SHORT TERM: the FED gives the market a pulse, DOW -53
Overnight the Asian markets lost 0.3%. Europe opened lower but gained 0.6%. US index futures were higher overnight, and at 8:30 the Q2 GDP estimate was lowered: 1.1% v 1.2%. The market gapped up at the open to SPX 2179, rose to 2182, and then pulled back to 2173 right after FED chair Yellen’s Jackson Hole speech was released: http://www.federalreserve.gov/newsevents/speech/yellen20160826a.htm. The market then rallied to SPX 2188 by 10:30. Also at 10am consumer sentiment was reported lower: 89.8 v 90.4. Right after the high of the day the market started to decline. The decline continued until 2:30 when the SPX hit 2160. Then the market rallied into the close to end the week at SPX 2169.

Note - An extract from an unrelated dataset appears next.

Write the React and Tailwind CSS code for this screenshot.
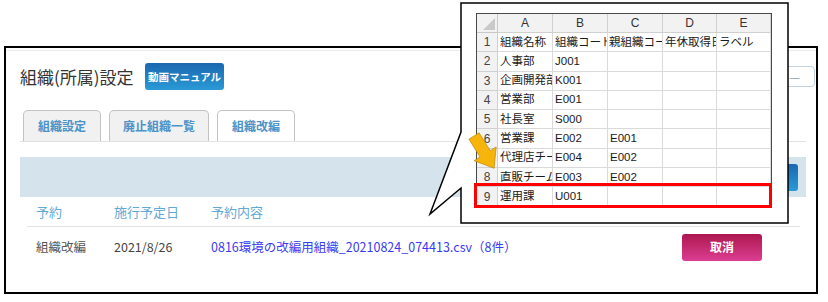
export default function App() {
  const rows = [
    ['組織名称', '組織コード', '親組織コード', '年休取得日', 'ラベル'],
    ['人事部', 'J001', '', '', ''],
    ['企画開発部', 'K001', '', '', ''],
    ['営業部', 'E001', '', '', ''],
    ['社長室', 'S000', '', '', ''],
    ['営業課', 'E002', 'E001', '', ''],
    ['代理店チーム', 'E004', 'E002', '', ''],
    ['直販チーム', 'E003', 'E002', '', ''],
    ['運用課', 'U001', '', '', ''],
  ];
  const colW = ['w-[55px]', 'w-[55px]', 'w-[55px]', 'w-[54px]', 'w-[54px]'];
  const letters = ['A', 'B', 'C', 'D', 'E'];

  return (
    <div className="relative w-[828px] h-[302px] bg-white overflow-hidden pt-[46px] pl-[4px] [font-family:'Noto_Sans_CJK_JP','Noto_Sans',sans-serif]">
      {/* main panel */}
      <div className="w-[814px] h-[248px] border-2 border-black">
        <div className="h-[3px] border-b border-[#ececec]" />
        {/* title row */}
        <div className="mt-[12px] h-[27px] flex items-center pl-[14px] pr-[1px]">
          <div className="w-[125px] text-[17px] text-[#333] leading-none whitespace-nowrap">組織(所属)設定</div>
          <div className="w-[79px] h-[27px] rounded-[3px] bg-linear-to-b from-[#1b68b0] to-[#2b9ad6] flex items-center justify-center text-white text-[10.5px] font-bold whitespace-nowrap">
            動画マニュアル
          </div>
          <div className="ml-auto w-[120px] h-[21px] rounded-[4px] border border-[#c4d2de] flex items-center justify-end pr-[14px]">
            <span className="text-[#8a98a6] text-[12px] leading-none">—</span>
          </div>
        </div>
        {/* tabs */}
        <div className="mt-[20px] ml-[14px] mr-[10px] flex items-end gap-[8px] pl-[3px] border-b border-[#e2e2e2]">
          <div className="w-[78px] h-[31px] rounded-t-[5px] border border-b-0 border-[#c3c3c3] bg-[#f1f1f1] flex items-center justify-center text-[12px] font-bold text-[#4b93c9]">組織設定</div>
          <div className="w-[100px] h-[31px] rounded-t-[5px] border border-b-0 border-[#c3c3c3] bg-[#f1f1f1] flex items-center justify-center text-[12px] font-bold text-[#4b93c9]">廃止組織一覧</div>
          <div className="w-[78px] h-[31px] rounded-t-[5px] border border-b-0 border-[#c3c3c3] bg-white flex items-center justify-center text-[12px] font-bold text-[#4b93c9]">組織改編</div>
        </div>
        {/* blue bar */}
        <div className="mt-[15px] ml-[14px] mr-[10px] h-[40px] bg-[#d5e3ed] flex items-center justify-end">
          <div className="w-[80px] h-[27px] mr-[8px] rounded-[3px] bg-linear-to-b from-[#1b68b0] to-[#2b9ad6]" />
        </div>
        {/* header row */}
        <div className="ml-[21px] w-[773px] h-[30px] border-b border-[#e2e2e2] flex items-center text-[13px] text-[#62a9d6] whitespace-nowrap">
          <div className="w-[87px] pl-[9px]">予約</div>
          <div className="w-[97px]">施行予定日</div>
          <div>予約内容</div>
        </div>
        {/* data row */}
        <div className="ml-[21px] w-[773px] h-[40px] flex items-center text-[12.5px] whitespace-nowrap">
          <div className="w-[87px] pl-[9px] text-[#555]">組織改編</div>
          <div className="w-[97px] text-[#444]">2021/8/26</div>
          <div className="text-[#3b3bf2]">0816環境の改編用組織_20210824_074413.csv（8件）</div>
          <div className="ml-auto mr-[38px] w-[80px] h-[27px] rounded-[3px] bg-linear-to-b from-[#ad154f] to-[#dc3d92] flex items-center justify-center text-white text-[12px] font-bold">
            取消
          </div>
        </div>
      </div>

      {/* callout shape */}
      <svg className="absolute left-0 top-0" width="828" height="302" viewBox="0 0 828 302">
        <path d="M461 3 H788 V223 H461 V188 L430 214 L461 132 Z" fill="#ffffff" stroke="#000000" strokeWidth="1.5" strokeLinejoin="miter" />
      </svg>

      {/* spreadsheet */}
      <div className="absolute left-[476px] top-[13px] w-[296px] border-l border-r border-t border-[#4a4a4a] bg-white text-[11.5px] text-[#1a1a1a] [font-family:'Liberation_Sans','Noto_Sans_CJK_JP',sans-serif]">
        <div className="flex h-[19px] bg-[#f2f2f2]">
          <div className="w-[21px] border-r border-b border-[#c8c8c8] relative">
            <svg className="absolute right-[2px] bottom-[2px]" width="12" height="12" viewBox="0 0 12 12">
              <polygon points="12,0 12,12 0,12" fill="#c9c9c9" />
            </svg>
          </div>
          {letters.map((l, i) => (
            <div key={l} className={`${colW[i]} border-r border-b border-[#d0d0d0] flex items-center justify-center text-[#333] text-[12px]`}>{l}</div>
          ))}
        </div>
        {rows.map((r, ri) => (
          <div key={ri} className="flex h-[19.3px]">
            <div className="w-[21px] bg-[#f2f2f2] border-r border-b border-[#d0d0d0] flex items-center justify-center text-[#444] text-[12px]">{ri + 1}</div>
            {r.map((c, ci) => (
              <div key={ci} className={`${colW[ci]} border-r border-b border-[#dadada] flex items-center overflow-hidden whitespace-nowrap pl-[2px]`}>
                {ri === 0 && ci === 2 ? (
                  <span className="inline-block w-[2px] h-[12px] bg-[#f5c283] mr-[1px] -ml-[2px]" />
                ) : null}
                {c}
              </div>
            ))}
          </div>
        ))}
      </div>

      {/* red highlight */}
      <div className="absolute left-[474px] top-[183px] w-[298px] h-[25px] border-[3px] border-[#ff0000]" />

      {/* yellow arrow */}
      <svg className="absolute left-0 top-0" width="828" height="302" viewBox="0 0 828 302">
        <polygon
          points="0,-6 21,-6 21,-13 38,0 21,13 21,6 0,6"
          transform="translate(474 136) rotate(58)"
          fill="#f7b50c"
          stroke="#b98500"
          strokeWidth="0.6"
        />
      </svg>
    </div>
  );
}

For the day the SPX/DOW lost 0.20%, and the NDX/NAZ gained 0.15%. Bonds lost 19 ticks, Crude was flat, Gold slipped $2, and the USD was higher. Medium term support remains at the 2131 and 2085 pivots, with resistance at the 2177 and 2212 pivots. Yesterday: the Q3 GDP estimate was lowered to 3.4% v 3.6%.
The FED speaks and the market comes alive. After a gap up opening and rally to SPX 2188, (post JH speech), the market broke through the 2169-2194 trading range to the downside. After three weeks of a 25 point trading range, the market ranged 28 points in just one day. Now maybe we can get back to the business of a trending market. Best to your weekend!